3-2 SBCT transport Strykers to NTC
August 19, 2011
NATIONAL TRAINING CENTER, Calif. - The Stryker armored fighting vehicle is nearly 20 tons of machinery, including eight wheels and automatic fire power, all at the disposal of the 3rd Stryker Brigade Combat Team, 2nd Infantry Division.
Transporting these rolling giants of destruction from Joint Base Lewis-McChord, Wash., to the National Training Center required the unification of commanders, non-commissioned officers, and junior enlisted soldiers to successfully complete the mission.
"The junior enlisted guys are the ones making this push happen," said Staff Sgt. Joseph Schaffner, a squad leader from Blackhawk Company, 1st Battalion, 23rd Infantry Regiment, 3-2 SBCT and native of Canby, Oregon. "They're pretty much the heart of it. They're physically fit, they're mentally fit, and they're ready for the challenge."
The Arrowhead team loaded over 300 Styrkers onto trains in Washington state three weeks prior to personnel movement on Aug. 4. They were transported by rail to Yermo, Calif., about an hour drive from NTC.
A logistical operation of this magnitude can only run smoothly like a train on its rails for so long. While the vehicles arrived in Yermo, the keys to the locks securing them did not.
This was a minor setback in the beginning of an approximately month-long training exercise. Bolt cutters were busted out, locks were cut, and the convoy was on their way, transporting 30 to 40 vehicles at a time, said Staff Sgt. Jon Reiser, a rifle squad leader from Blackhorse Company.
"Although there have been challenges, like with any deployment, that everybody's seen, we have put the right people in the right places to overcome those challenges," said Maj. Robert D. Halvorson, brigade executive officer, 3-2 SBCT.
Once the Stryker vehicles arrived at NTC, soldiers performed preventative maintenance checks and services to ensure the vehicles were mechanically sound. They were also prepped for the crew system to be installed which blocks command detonations [improvised explosive device] that are activated by radio frequencies, said Reiser.
Arrowhead soldiers worked to get their Stryker vehicle geared up for missions in the California desert.
"This is great terrain for the upcoming deployment," said Schaffner. "This is really going to give the guys a great idea on what to expect in Afghanistan."

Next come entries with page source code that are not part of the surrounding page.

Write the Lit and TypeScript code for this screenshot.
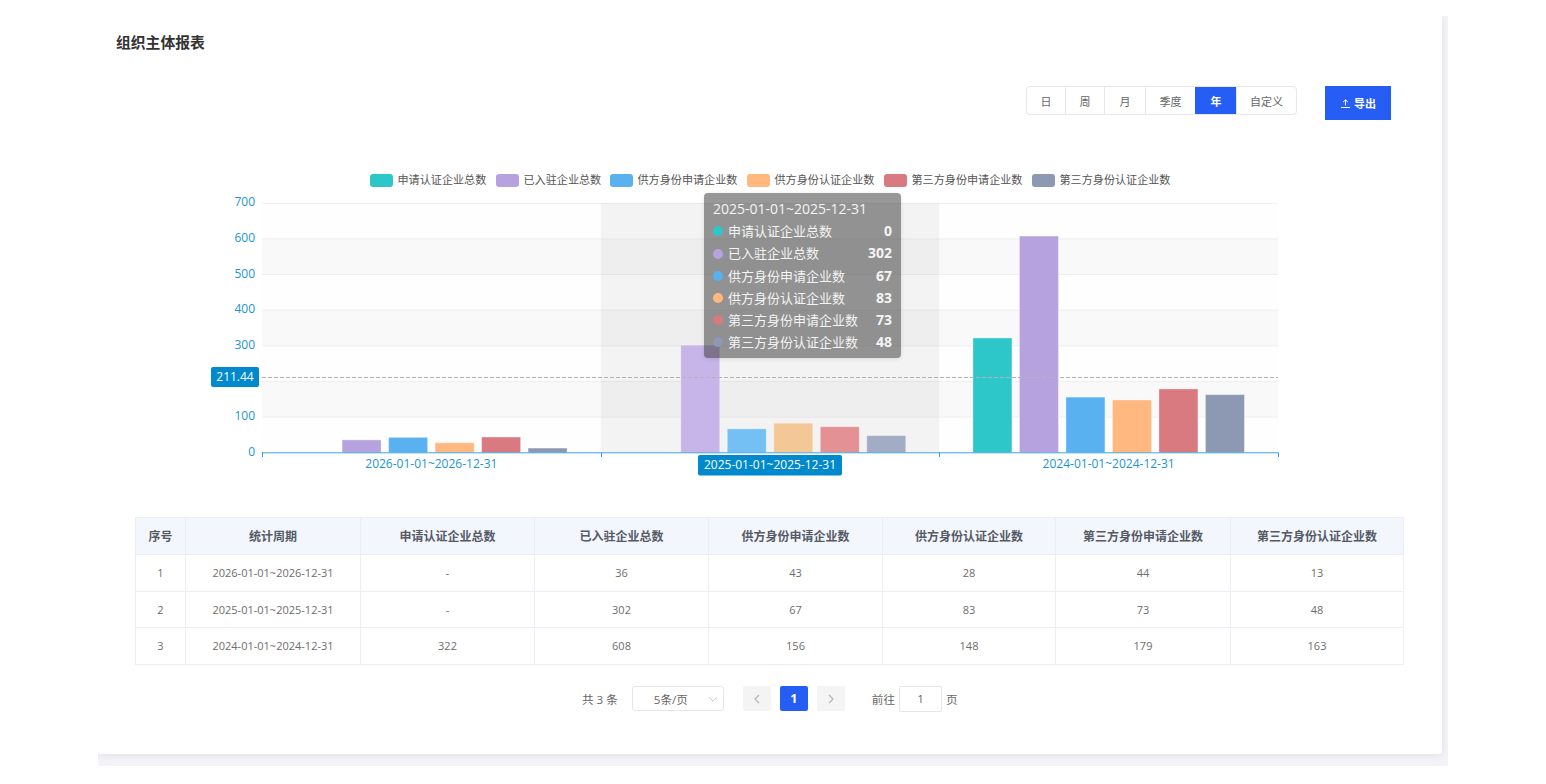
import { LitElement, html, css, svg } from 'lit';
import { customElement } from 'lit/decorators.js';

interface Series {
  name: string;
  color: string;
  hover: string;
}

const SERIES: Series[] = [
  { name: '申请认证企业总数', color: '#2ec7c9', hover: '#4fd0d2' },
  { name: '已入驻企业总数', color: '#b6a2de', hover: '#c7b4e9' },
  { name: '供方身份申请企业数', color: '#5ab1ef', hover: '#74c0f4' },
  { name: '供方身份认证企业数', color: '#ffb980', hover: '#f3c896' },
  { name: '第三方身份申请企业数', color: '#d87a80', hover: '#e49195' },
  { name: '第三方身份认证企业数', color: '#8d98b3', hover: '#a2acc4' },
];

const PERIODS = [
  { label: '2026-01-01~2026-12-31', values: [0, 36, 43, 28, 44, 13], cells: ['-', '36', '43', '28', '44', '13'] },
  { label: '2025-01-01~2025-12-31', values: [0, 302, 67, 83, 73, 48], cells: ['-', '302', '67', '83', '73', '48'] },
  { label: '2024-01-01~2024-12-31', values: [322, 608, 156, 148, 179, 163], cells: ['322', '608', '156', '148', '179', '163'] },
];

const RANGES = ['日', '周', '月', '季度', '年', '自定义'];
const RANGE_WIDTHS = [38, 39, 41, 50, 41, 60];
const LEGEND_X = [370, 496, 610, 747, 884, 1032];
const COL_WIDTHS = [50, 175, 174, 174, 174, 173, 175, 173];
// 200 sits under the 211.44 marker label, so it is not drawn
const Y_TICKS = [0, 100, 300, 400, 500, 600, 700];

// plot area, in page coordinates (the svg viewBox starts at 98,165)
const PLOT = { left: 262, right: 1278, top: 203.3, bottom: 452.7 };
const GROUP_W = (PLOT.right - PLOT.left) / 3;
const UNIT = (PLOT.bottom - PLOT.top) / 700;
const HOVERED = 1;

const yOf = (v: number) => PLOT.bottom - v * UNIT;

@customElement('app-root')
export class AppRoot extends LitElement {
  static styles = css`
    :host {
      display: block;
      font-family: 'Open Sans', 'Noto Sans CJK SC', sans-serif;
      color: #666;
    }

    .page {
      width: 1350px;
      height: 750px;
      margin: 16px 0 0 98px;
      background: #f4f4f8;
      overflow: hidden;
    }

    .card {
      width: 1344px;
      height: 738px;
      background: #fff;
      border-radius: 0 0 3px 3px;
      box-shadow: 0 1px 8px rgba(60, 60, 100, 0.12);
      box-sizing: border-box;
      padding: 15px 0 0;
    }

    h1 {
      margin: 0 0 0 18px;
      font-size: 14.8px;
      line-height: 22px;
      font-weight: 700;
      color: #333;
    }

    .toolbar {
      display: flex;
      justify-content: flex-end;
      align-items: flex-start;
      gap: 28px;
      margin-top: 33px;
      padding-right: 51px;
    }

    .ranges {
      display: flex;
      height: 29px;
      border: 1px solid #e6e8ef;
      border-radius: 4px;
      box-sizing: border-box;
      overflow: hidden;
    }

    .range {
      display: flex;
      align-items: center;
      justify-content: center;
      font-size: 11px;
      color: #666;
      border-left: 1px solid #e6e8ef;
      box-sizing: border-box;
    }

    .range:first-child {
      border-left: none;
    }

    .range.on {
      background: #265ef5;
      color: #fff;
      font-weight: 700;
      border-left-color: #265ef5;
    }

    .export {
      display: flex;
      align-items: center;
      justify-content: center;
      gap: 3px;
      width: 66px;
      height: 34px;
      background: #265ef5;
      color: #fff;
      font-size: 11px;
      font-weight: 700;
    }

    .chart {
      position: relative;
      height: 320px;
      margin-top: 45px;
    }

    .chart svg {
      display: block;
    }

    .chart text {
      font-family: 'Open Sans', 'Noto Sans CJK SC', sans-serif;
    }

    .tip {
      position: absolute;
      left: 606px;
      top: 28px;
      width: 197px;
      height: 165px;
      box-sizing: border-box;
      padding: 5px 9px;
      background: rgba(50, 50, 50, 0.5);
      border-radius: 4px;
      box-shadow: 0 1px 4px rgba(0, 0, 0, 0.1);
      color: #f4f4f4;
      font-size: 13px;
      line-height: 22.2px;
    }

    .tip-title {
      font-size: 14px;
    }

    .tip-row {
      display: flex;
      align-items: center;
    }

    .tip-dot {
      width: 10px;
      height: 10px;
      border-radius: 50%;
      margin-right: 5px;
    }

    .tip-row b {
      margin-left: auto;
      font-size: 14px;
      font-weight: 700;
    }

    table {
      width: 1268px;
      margin: 32px 0 0 37px;
      table-layout: fixed;
      border-collapse: collapse;
      font-size: 11px;
      text-align: center;
      color: #6d6d6d;
    }

    th,
    td {
      border: 1px solid #ebeef5;
      padding: 0;
    }

    th {
      height: 36px;
      background: #f3f6fd;
      color: #555b66;
      font-size: 12px;
      font-weight: 700;
    }

    td {
      height: 35.5px;
    }

    .pager {
      display: flex;
      align-items: center;
      margin: 21px 0 0 484px;
      height: 26px;
      font-size: 11.6px;
      color: #666;
    }

    .select {
      display: flex;
      align-items: center;
      width: 92px;
      height: 25px;
      margin-left: 14px;
      box-sizing: border-box;
      padding: 0 5px 0 21px;
      border: 1px solid #e4e6ee;
      border-radius: 3px;
    }

    .select svg {
      margin-left: auto;
    }

    .nav {
      display: flex;
      align-items: center;
      justify-content: center;
      width: 28px;
      height: 25px;
      margin-left: 9px;
      background: #f4f4f5;
      border-radius: 2px;
    }

    .nav.first {
      margin-left: 19px;
    }

    .nav.on {
      background: #265ef5;
      color: #fff;
      font-weight: 700;
      font-size: 12.5px;
    }

    .jump {
      display: flex;
      align-items: center;
      margin-left: 27px;
      gap: 4px;
    }

    .jump-input {
      display: flex;
      align-items: center;
      justify-content: center;
      width: 43px;
      height: 26px;
      box-sizing: border-box;
      border: 1px solid #e4e6ee;
      border-radius: 2px;
    }
  `;

  private renderBands() {
    return [0, 1, 2, 3, 4, 5, 6].map((i) => {
      const top = yOf(700 - i * 100);
      return svg`
        <rect x=${PLOT.left} y=${top} width=${PLOT.right - PLOT.left} height=${100 * UNIT}
          fill=${i % 2 ? '#f9f9f9' : '#fefefe'}></rect>
        <line x1=${PLOT.left} x2=${PLOT.right} y1=${top} y2=${top} stroke="#eeeeee"></line>
      `;
    });
  }

  private renderBars() {
    return PERIODS.map((period, g) =>
      period.values.map((v, k) => {
        if (!v) return null;
        const x = PLOT.left + g * GROUP_W + 33.6 + k * 46.5;
        const s = SERIES[k];
        return svg`<rect x=${x} y=${yOf(v)} width="39" height=${v * UNIT}
          fill=${g === HOVERED ? s.hover : s.color} stroke="rgba(255,255,255,.35)"></rect>`;
      })
    );
  }

  private renderChart() {
    const hoverX = PLOT.left + HOVERED * GROUP_W;
    return svg`
      <svg width="1344" height="320" viewBox="98 165 1344 320">
        ${SERIES.map(
          (s, i) => svg`
            <rect x=${LEGEND_X[i]} y="174" width="23" height="13" rx="3" fill=${s.color}></rect>
            <text x=${LEGEND_X[i] + 27.5} y="184" font-size="11.1" fill="#555">${s.name}</text>
          `
        )}
        ${this.renderBands()}
        <rect x=${hoverX} y=${PLOT.top} width=${GROUP_W} height=${PLOT.bottom - PLOT.top} fill="rgba(150,150,150,.1)"></rect>
        ${this.renderBars()}
        <line x1=${PLOT.left} x2=${PLOT.right} y1="377.5" y2="377.5" stroke="#b4b4b4" stroke-dasharray="4 2"></line>
        <line x1=${PLOT.left} x2=${PLOT.right} y1="452.8" y2="452.8" stroke="#3ea5dd"></line>
        ${[0, 1, 2, 3].map((i) => {
          const x = Math.round(PLOT.left + i * GROUP_W) + 0.5;
          return svg`<line x1=${x} x2=${x} y1="452.5" y2="457" stroke="#2f9ed9"></line>`;
        })}
        ${Y_TICKS.map(
          (v) => svg`<text x="255" y=${yOf(v) + 3} font-size="12" text-anchor="end" fill="#1a94d5">${v}</text>`
        )}
        ${PERIODS.map((p, g) =>
          g === HOVERED
            ? null
            : svg`<text x=${PLOT.left + (g + 0.5) * GROUP_W} y="468" font-size="12" text-anchor="middle" fill="#1a94d5">${p.label}</text>`
        )}
        <rect x="211" y="367" width="48" height="20" rx="2" fill="#008acd"></rect>
        <text x="235" y="380.5" font-size="12" text-anchor="middle" fill="#fff">211.44</text>
        <rect x="698" y="455" width="144" height="20.5" rx="2" fill="#008acd"></rect>
        <text x="770" y="468.5" font-size="12" text-anchor="middle" fill="#fff">${PERIODS[HOVERED].label}</text>
      </svg>
    `;
  }

  render() {
    const hovered = PERIODS[HOVERED];
    return html`
      <div class="page">
        <div class="card">
          <h1>组织主体报表</h1>

          <div class="toolbar">
            <div class="ranges">
              ${RANGES.map(
                (r, i) => html`<div class="range ${r === '年' ? 'on' : ''}" style="width: ${RANGE_WIDTHS[i]}px">${r}</div>`
              )}
            </div>
            <div class="export">
              <svg width="11" height="11" viewBox="0 0 11 11" fill="none" stroke="#fff" stroke-width="1">
                <path d="M1 9.5h9M5.5 7.5V2M3 4.2 5.5 1.8 8 4.2" />
              </svg>
              导出
            </div>
          </div>

          <div class="chart">
            ${this.renderChart()}
            <div class="tip">
              <div class="tip-title">${hovered.label}</div>
              ${SERIES.map(
                (s, i) => html`<div class="tip-row">
                  <span class="tip-dot" style="background: ${s.color}"></span>
                  ${s.name}
                  <b>${hovered.values[i]}</b>
                </div>`
              )}
            </div>
          </div>

          <table>
            <colgroup>
              ${COL_WIDTHS.map((w) => html`<col style="width: ${w}px" />`)}
            </colgroup>
            <thead>
              <tr>
                <th>序号</th>
                <th>统计周期</th>
                ${SERIES.map((s) => html`<th>${s.name}</th>`)}
              </tr>
            </thead>
            <tbody>
              ${PERIODS.map(
                (p, i) => html`<tr>
                  <td>${i + 1}</td>
                  <td>${p.label}</td>
                  ${p.cells.map((c) => html`<td>${c}</td>`)}
                </tr>`
              )}
            </tbody>
          </table>

          <div class="pager">
            <span>共 3 条</span>
            <div class="select">
              5条/页
              <svg width="10" height="10" viewBox="0 0 10 10" fill="none" stroke="#c4c6cc">
                <path d="M1 3.2 5 7.2 9 3.2" />
              </svg>
            </div>
            <div class="nav first">
              <svg width="10" height="12" viewBox="0 0 10 12" fill="none" stroke="#b4b6bb" stroke-width="1.3">
                <path d="M7 2 3 6 7 10" />
              </svg>
            </div>
            <div class="nav on">1</div>
            <div class="nav">
              <svg width="10" height="12" viewBox="0 0 10 12" fill="none" stroke="#b4b6bb" stroke-width="1.3">
                <path d="M3 2 7 6 3 10" />
              </svg>
            </div>
            <div class="jump">
              <span>前往</span>
              <div class="jump-input">1</div>
              <span>页</span>
            </div>
          </div>
        </div>
      </div>
    `;
  }
}

declare global {
  interface HTMLElementTagNameMap {
    'app-root': AppRoot;
  }
}
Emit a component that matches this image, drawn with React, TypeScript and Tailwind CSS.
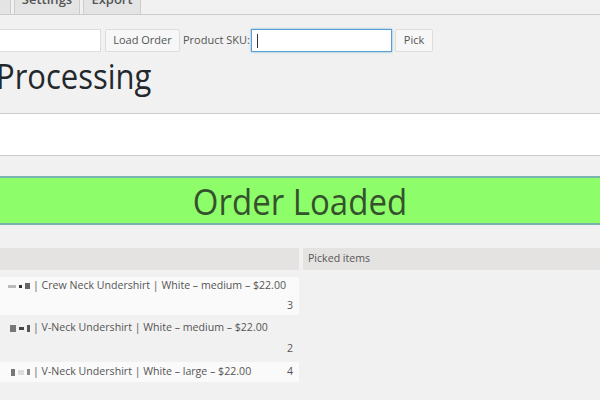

For Pfc. David Bellen, a saw gunner from Blackhawk Company, and many Soldiers new to the brigade, this is their first rotation at NTC. Bellen, a native of Vancouver, Wash., said he is looking forward to interacting with Afghan role players.
"My goal is to have them treat this like we're actually in combat," said Schaffner. "That way they're prepared for the upcoming deployment which is just around the corner."
Schaffner attributes the successes of the Arrowhead team to the close working relationship between officers and NCOs.
"The dissemination of information getting put out is what makes the operation go real smooth," said Schaffner.
Now that the Stryker vehicles have been successfully transported over a 1,000 miles to NTC and equipment installed, the soldiers of the Arrowhead Brigade are ready to tear the desert up.